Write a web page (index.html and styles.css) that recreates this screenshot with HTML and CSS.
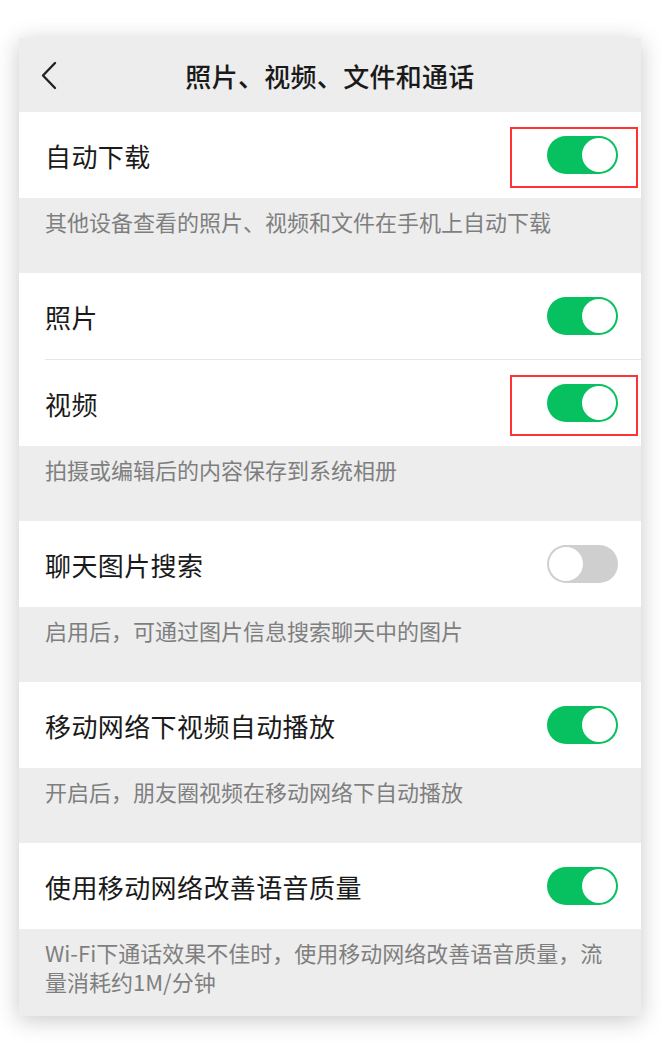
FILE: index.html
```html
<!DOCTYPE html>
<html>
<head>
  <title>照片、视频、文件和通话</title>
  <link rel="stylesheet" href="styles.css">
</head>
<body>
  <div class="screen">
    <div class="header">
      <svg class="back" width="20" height="30" viewBox="0 0 20 30">
        <polyline points="14,3 2,15.5 14,28" fill="none" stroke="#222" stroke-width="2.4" stroke-linecap="round" stroke-linejoin="round"/>
      </svg>
      <h1>照片、视频、文件和通话</h1>
    </div>

    <div class="group">
      <div class="row">
        <span class="label">自动下载</span>
        <span class="switch on marked"></span>
      </div>
    </div>
    <p class="desc">其他设备查看的照片、视频和文件在手机上自动下载</p>

    <div class="group">
      <div class="row">
        <span class="label">照片</span>
        <span class="switch on"></span>
      </div>
      <div class="row">
        <span class="label">视频</span>
        <span class="switch on marked"></span>
      </div>
    </div>
    <p class="desc">拍摄或编辑后的内容保存到系统相册</p>

    <div class="group">
      <div class="row">
        <span class="label">聊天图片搜索</span>
        <span class="switch"></span>
      </div>
    </div>
    <p class="desc">启用后，可通过图片信息搜索聊天中的图片</p>

    <div class="group">
      <div class="row">
        <span class="label">移动网络下视频自动播放</span>
        <span class="switch on"></span>
      </div>
    </div>
    <p class="desc">开启后，朋友圈视频在移动网络下自动播放</p>

    <div class="group">
      <div class="row">
        <span class="label">使用移动网络改善语音质量</span>
        <span class="switch on"></span>
      </div>
    </div>
    <p class="desc last">Wi-Fi下通话效果不佳时，使用移动网络改善语音质量，流量消耗约1M/分钟</p>
  </div>
</body>
</html>
```

FILE: styles.css
```css
body {
  margin: 0;
  padding: 38px 20px 40px 19px;
  background: #fff;
  font-family: "Noto Sans CJK SC", "Noto Sans", sans-serif;
}

.screen {
  background: #ededed;
  box-shadow: 0 4px 22px rgba(0, 0, 0, 0.22);
}

.header {
  position: relative;
  height: 74px;
  display: flex;
  align-items: center;
  justify-content: center;
}

.back {
  position: absolute;
  left: 22px;
  top: 22px;
}

.header h1 {
  margin: 0;
  font-size: 26px;
  font-weight: 500;
  color: #1a1a1a;
  letter-spacing: 0.3px;
}

.group {
  background: #fff;
}

.row {
  position: relative;
  height: 86px;
  margin-left: 26px;
  padding-right: 23px;
  display: flex;
  align-items: center;
  justify-content: space-between;
}

.row + .row {
  border-top: 1px solid #e6e6e6;
}

.label {
  font-size: 26px;
  color: #1a1a1a;
  letter-spacing: 0.4px;
}

.switch {
  position: relative;
  width: 71px;
  height: 38px;
  border-radius: 19px;
  background: #cfcfcf;
  box-sizing: border-box;
}

.switch::after {
  content: "";
  position: absolute;
  top: 2px;
  left: 2px;
  width: 34px;
  height: 34px;
  border-radius: 50%;
  background: #fff;
  box-sizing: border-box;
}

.switch.on {
  background: #07c160;
}

.switch.on::after {
  left: 35px;
}

.switch.marked::before {
  content: "";
  position: absolute;
  left: -37px;
  top: -9px;
  width: 128px;
  height: 61px;
  border: 2px solid #f33;
  box-sizing: border-box;
}

.desc {
  margin: 0;
  padding: 9px 24px 37px 26px;
  font-size: 22px;
  line-height: 29px;
  color: #7f7f7f;
}

.desc.last {
  padding-bottom: 20px;
}
```
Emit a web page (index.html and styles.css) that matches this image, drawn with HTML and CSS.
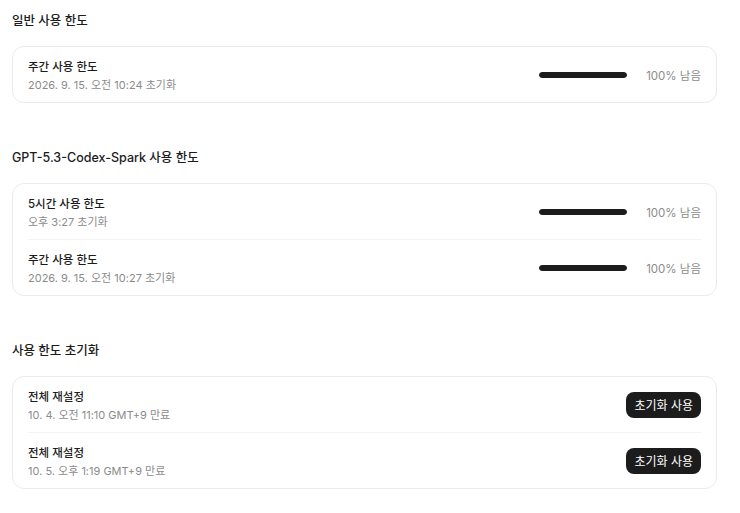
FILE: index.html
```html
<!DOCTYPE html>
<html lang="ko">
<head>
    <meta charset="UTF-8">
    <meta name="viewport" content="width=device-width, initial-scale=1.0">
    <title>사용 한도</title>
    <link rel="stylesheet" href="styles.css">
</head>
<body>

    <div class="pagina">
        <!-- Límite general -->
        <section class="seccion">
            <h2 class="seccion-titulo">일반 사용 한도</h2>
            <div class="tarjeta">
                <div class="fila">
                    <div class="fila-texto">
                        <div class="fila-nombre">주간 사용 한도</div>
                        <div class="fila-detalle">2026. 9. 15. 오전 10:24 초기화</div>
                    </div>
                    <div class="uso">
                        <div class="barra"><div class="barra-relleno" style="width: 100%"></div></div>
                        <span class="uso-texto">100% 남음</span>
                    </div>
                </div>
            </div>
        </section>

        <section class="seccion">
            <h2 class="seccion-titulo">GPT-5.3-Codex-Spark 사용 한도</h2>
            <div class="tarjeta">
                <div class="fila">
                    <div class="fila-texto">
                        <div class="fila-nombre">5시간 사용 한도</div>
                        <div class="fila-detalle">오후 3:27 초기화</div>
                    </div>
                    <div class="uso">
                        <div class="barra"><div class="barra-relleno" style="width: 100%"></div></div>
                        <span class="uso-texto">100% 남음</span>
                    </div>
                </div>
                <div class="fila">
                    <div class="fila-texto">
                        <div class="fila-nombre">주간 사용 한도</div>
                        <div class="fila-detalle">2026. 9. 15. 오전 10:27 초기화</div>
                    </div>
                    <div class="uso">
                        <div class="barra"><div class="barra-relleno" style="width: 100%"></div></div>
                        <span class="uso-texto">100% 남음</span>
                    </div>
                </div>
            </div>
        </section>

        <section class="seccion">
            <h2 class="seccion-titulo">사용 한도 초기화</h2>
            <div class="tarjeta">
                <div class="fila">
                    <div class="fila-texto">
                        <div class="fila-nombre">전체 재설정</div>
                        <div class="fila-detalle">10. 4. 오전 11:10 GMT+9 만료</div>
                    </div>
                    <button class="boton">초기화 사용</button>
                </div>
                <div class="fila">
                    <div class="fila-texto">
                        <div class="fila-nombre">전체 재설정</div>
                        <div class="fila-detalle">10. 5. 오후 1:19 GMT+9 만료</div>
                    </div>
                    <button class="boton">초기화 사용</button>
                </div>
            </div>
        </section>
    </div>

</body>
</html>
```

FILE: styles.css
```css
body {
    font-family: 'Inter', 'Noto Sans CJK KR', sans-serif;
    background-color: #fff;
    color: #1c1c1c;
    margin: 0;
    padding: 0;
}

.pagina {
    width: 705px;
    padding: 11px 0 0 12px;
}

.seccion {
    margin-bottom: 45px;
}

.seccion-titulo {
    font-size: 12.5px;
    font-weight: 500;
    line-height: 20px;
    margin: 0 0 15px 0;
}

.tarjeta {
    border: 1px solid #ebebeb;
    border-radius: 12px;
    background-color: #fff;
}

.fila {
    display: flex;
    align-items: center;
    height: 55px;
    padding: 0 15px;
}

/* separador interior entre filas */
.fila + .fila {
    border-top: 1px solid #f3f3f3;
    margin: 0 15px;
    padding: 0;
}

.fila-texto {
    flex-grow: 1;
    padding-top: 2px;
}

.fila-nombre {
    font-size: 11.5px;
    font-weight: 500;
    line-height: 18px;
}

.fila-detalle {
    font-size: 11px;
    line-height: 18px;
    color: #8b8b8b;
}

.uso {
    display: flex;
    align-items: center;
}

.barra {
    width: 88px;
    height: 6px;
    border-radius: 3px;
    background-color: #e6e6e6;
    margin-right: 18px;
    overflow: hidden;
}

.barra-relleno {
    height: 100%;
    background-color: #1c1c1c;
    border-radius: 3px;
}

.uso-texto {
    font-size: 11.5px;
    color: #8b8b8b;
    width: 56px;
    text-align: right;
}

.boton {
    font-family: inherit;
    font-size: 12px;
    color: #fff;
    background-color: #1c1c1c;
    border: none;
    border-radius: 8px;
    height: 26px;
    padding: 0 8px;
}
```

|---|

**STATED GOAL**
Output the records above exactly; leave out the pictures.

**EXPECTED ANSWER**
Write a web page (index.html and styles.css) that recreates this screenshot with HTML and CSS.
FILE: index.html
```html
<!DOCTYPE html>
<html>
<head>
  <title>照片、视频、文件和通话</title>
  <link rel="stylesheet" href="styles.css">
</head>
<body>
  <div class="screen">
    <div class="header">
      <svg class="back" width="20" height="30" viewBox="0 0 20 30">
        <polyline points="14,3 2,15.5 14,28" fill="none" stroke="#222" stroke-width="2.4" stroke-linecap="round" stroke-linejoin="round"/>
      </svg>
      <h1>照片、视频、文件和通话</h1>
    </div>

    <div class="group">
      <div class="row">
        <span class="label">自动下载</span>
        <span class="switch on marked"></span>
      </div>
    </div>
    <p class="desc">其他设备查看的照片、视频和文件在手机上自动下载</p>

    <div class="group">
      <div class="row">
        <span class="label">照片</span>
        <span class="switch on"></span>
      </div>
      <div class="row">
        <span class="label">视频</span>
        <span class="switch on marked"></span>
      </div>
    </div>
    <p class="desc">拍摄或编辑后的内容保存到系统相册</p>

    <div class="group">
      <div class="row">
        <span class="label">聊天图片搜索</span>
        <span class="switch"></span>
      </div>
    </div>
    <p class="desc">启用后，可通过图片信息搜索聊天中的图片</p>

    <div class="group">
      <div class="row">
        <span class="label">移动网络下视频自动播放</span>
        <span class="switch on"></span>
      </div>
    </div>
    <p class="desc">开启后，朋友圈视频在移动网络下自动播放</p>

    <div class="group">
      <div class="row">
        <span class="label">使用移动网络改善语音质量</span>
        <span class="switch on"></span>
      </div>
    </div>
    <p class="desc last">Wi-Fi下通话效果不佳时，使用移动网络改善语音质量，流量消耗约1M/分钟</p>
  </div>
</body>
</html>
```

FILE: styles.css
```css
body {
  margin: 0;
  padding: 38px 20px 40px 19px;
  background: #fff;
  font-family: "Noto Sans CJK SC", "Noto Sans", sans-serif;
}

.screen {
  background: #ededed;
  box-shadow: 0 4px 22px rgba(0, 0, 0, 0.22);
}

.header {
  position: relative;
  height: 74px;
  display: flex;
  align-items: center;
  justify-content: center;
}

.back {
  position: absolute;
  left: 22px;
  top: 22px;
}

.header h1 {
  margin: 0;
  font-size: 26px;
  font-weight: 500;
  color: #1a1a1a;
  letter-spacing: 0.3px;
}

.group {
  background: #fff;
}

.row {
  position: relative;
  height: 86px;
  margin-left: 26px;
  padding-right: 23px;
  display: flex;
  align-items: center;
  justify-content: space-between;
}

.row + .row {
  border-top: 1px solid #e6e6e6;
}

.label {
  font-size: 26px;
  color: #1a1a1a;
  letter-spacing: 0.4px;
}

.switch {
  position: relative;
  width: 71px;
  height: 38px;
  border-radius: 19px;
  background: #cfcfcf;
  box-sizing: border-box;
}

.switch::after {
  content: "";
  position: absolute;
  top: 2px;
  left: 2px;
  width: 34px;
  height: 34px;
  border-radius: 50%;
  background: #fff;
  box-sizing: border-box;
}

.switch.on {
  background: #07c160;
}

.switch.on::after {
  left: 35px;
}

.switch.marked::before {
  content: "";
  position: absolute;
  left: -37px;
  top: -9px;
  width: 128px;
  height: 61px;
  border: 2px solid #f33;
  box-sizing: border-box;
}

.desc {
  margin: 0;
  padding: 9px 24px 37px 26px;
  font-size: 22px;
  line-height: 29px;
  color: #7f7f7f;
}

.desc.last {
  padding-bottom: 20px;
}
```
Emit a web page (index.html and styles.css) that matches this image, drawn with HTML and CSS.
FILE: index.html
```html
<!DOCTYPE html>
<html lang="ko">
<head>
    <meta charset="UTF-8">
    <meta name="viewport" content="width=device-width, initial-scale=1.0">
    <title>사용 한도</title>
    <link rel="stylesheet" href="styles.css">
</head>
<body>

    <div class="pagina">
        <!-- Límite general -->
        <section class="seccion">
            <h2 class="seccion-titulo">일반 사용 한도</h2>
            <div class="tarjeta">
                <div class="fila">
                    <div class="fila-texto">
                        <div class="fila-nombre">주간 사용 한도</div>
                        <div class="fila-detalle">2026. 9. 15. 오전 10:24 초기화</div>
                    </div>
                    <div class="uso">
                        <div class="barra"><div class="barra-relleno" style="width: 100%"></div></div>
                        <span class="uso-texto">100% 남음</span>
                    </div>
                </div>
            </div>
        </section>

        <section class="seccion">
            <h2 class="seccion-titulo">GPT-5.3-Codex-Spark 사용 한도</h2>
            <div class="tarjeta">
                <div class="fila">
                    <div class="fila-texto">
                        <div class="fila-nombre">5시간 사용 한도</div>
                        <div class="fila-detalle">오후 3:27 초기화</div>
                    </div>
                    <div class="uso">
                        <div class="barra"><div class="barra-relleno" style="width: 100%"></div></div>
                        <span class="uso-texto">100% 남음</span>
                    </div>
                </div>
                <div class="fila">
                    <div class="fila-texto">
                        <div class="fila-nombre">주간 사용 한도</div>
                        <div class="fila-detalle">2026. 9. 15. 오전 10:27 초기화</div>
                    </div>
                    <div class="uso">
                        <div class="barra"><div class="barra-relleno" style="width: 100%"></div></div>
                        <span class="uso-texto">100% 남음</span>
                    </div>
                </div>
            </div>
        </section>

        <section class="seccion">
            <h2 class="seccion-titulo">사용 한도 초기화</h2>
            <div class="tarjeta">
                <div class="fila">
                    <div class="fila-texto">
                        <div class="fila-nombre">전체 재설정</div>
                        <div class="fila-detalle">10. 4. 오전 11:10 GMT+9 만료</div>
                    </div>
                    <button class="boton">초기화 사용</button>
                </div>
                <div class="fila">
                    <div class="fila-texto">
                        <div class="fila-nombre">전체 재설정</div>
                        <div class="fila-detalle">10. 5. 오후 1:19 GMT+9 만료</div>
                    </div>
                    <button class="boton">초기화 사용</button>
                </div>
            </div>
        </section>
    </div>

</body>
</html>
```

FILE: styles.css
```css
body {
    font-family: 'Inter', 'Noto Sans CJK KR', sans-serif;
    background-color: #fff;
    color: #1c1c1c;
    margin: 0;
    padding: 0;
}

.pagina {
    width: 705px;
    padding: 11px 0 0 12px;
}

.seccion {
    margin-bottom: 45px;
}

.seccion-titulo {
    font-size: 12.5px;
    font-weight: 500;
    line-height: 20px;
    margin: 0 0 15px 0;
}

.tarjeta {
    border: 1px solid #ebebeb;
    border-radius: 12px;
    background-color: #fff;
}

.fila {
    display: flex;
    align-items: center;
    height: 55px;
    padding: 0 15px;
}

/* separador interior entre filas */
.fila + .fila {
    border-top: 1px solid #f3f3f3;
    margin: 0 15px;
    padding: 0;
}

.fila-texto {
    flex-grow: 1;
    padding-top: 2px;
}

.fila-nombre {
    font-size: 11.5px;
    font-weight: 500;
    line-height: 18px;
}

.fila-detalle {
    font-size: 11px;
    line-height: 18px;
    color: #8b8b8b;
}

.uso {
    display: flex;
    align-items: center;
}

.barra {
    width: 88px;
    height: 6px;
    border-radius: 3px;
    background-color: #e6e6e6;
    margin-right: 18px;
    overflow: hidden;
}

.barra-relleno {
    height: 100%;
    background-color: #1c1c1c;
    border-radius: 3px;
}

.uso-texto {
    font-size: 11.5px;
    color: #8b8b8b;
    width: 56px;
    text-align: right;
}

.boton {
    font-family: inherit;
    font-size: 12px;
    color: #fff;
    background-color: #1c1c1c;
    border: none;
    border-radius: 8px;
    height: 26px;
    padding: 0 8px;
}
```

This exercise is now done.